[Material provided]:
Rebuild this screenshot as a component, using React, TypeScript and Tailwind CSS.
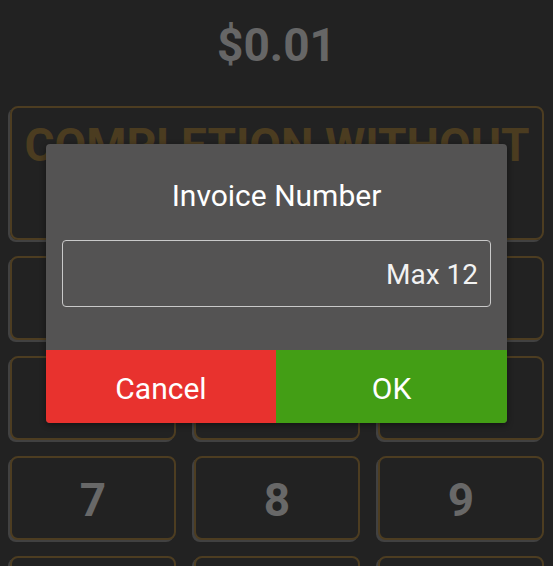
import React from "react";

const keyCls =
  "flex items-center justify-center rounded-[8px] border-2 border-[#4d3d21] shadow-[-2px_2px_0_#414141] bg-[#222222] text-[46px] font-bold text-[#686868] leading-none";

export default function App() {
  const digits = ["1", "2", "3", "4", "5", "6", "7", "8", "9", "", " ", "  "];
  return (
    <div className="relative w-[553px] h-[566px] overflow-hidden bg-[#222222] font-['Roboto',sans-serif]">
      <div className="h-[106px] pt-[22px] text-center text-[46px] leading-[46px] font-bold text-[#666666]">
        $0.01
      </div>
      <div className="pl-[10px] pr-[9px] flex flex-col gap-[16px]">
        <div className="h-[134px] flex items-start justify-center rounded-[8px] border-2 border-[#4d3d21] shadow-[-2px_2px_0_#414141] overflow-hidden">
          <span className="mt-[14px] text-[46px] leading-[46px] font-bold text-[#4b3c20] whitespace-nowrap">
            COMPLETION WITHOUT
          </span>
        </div>
        <div className="grid grid-cols-3 gap-x-[18px] gap-y-[16px] auto-rows-[84px]">
          {digits.map((d, i) => (
            <div key={i} className={keyCls}>
              <span className="mt-[4px]">{d.trim()}</span>
            </div>
          ))}
        </div>
      </div>

      <div className="absolute left-[46px] top-[144px] w-[461px] h-[279px] rounded-[4px] bg-[#545353] shadow-[0_2px_6px_rgba(0,0,0,0.45)] flex flex-col overflow-hidden">
        <div className="h-[96px] flex items-center justify-center pt-[8px] text-[30px] leading-none text-white">
          Invoice Number
        </div>
        <div className="mx-[16px] h-[67px] rounded-[4px] border-[1.5px] border-[#c9c9c9] flex items-center justify-end pr-[12px] pt-[2px] text-[28px] leading-none text-[#f2f2f2]">
          Max 12
        </div>
        <div className="flex-1" />
        <div className="h-[73px] flex">
          <div className="w-[230px] flex items-center justify-center pt-[4px] bg-[#e8322e] text-[30px] leading-none text-white">
            Cancel
          </div>
          <div className="flex-1 flex items-center justify-center pt-[4px] bg-[#439e15] text-[30px] leading-none text-white">
            OK
          </div>
        </div>
      </div>
    </div>
  );
}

[Task requirements]:
Determine the number of lines in the listing that contain the string "React". Write that number and nothing else.

[Answer to the task]:
2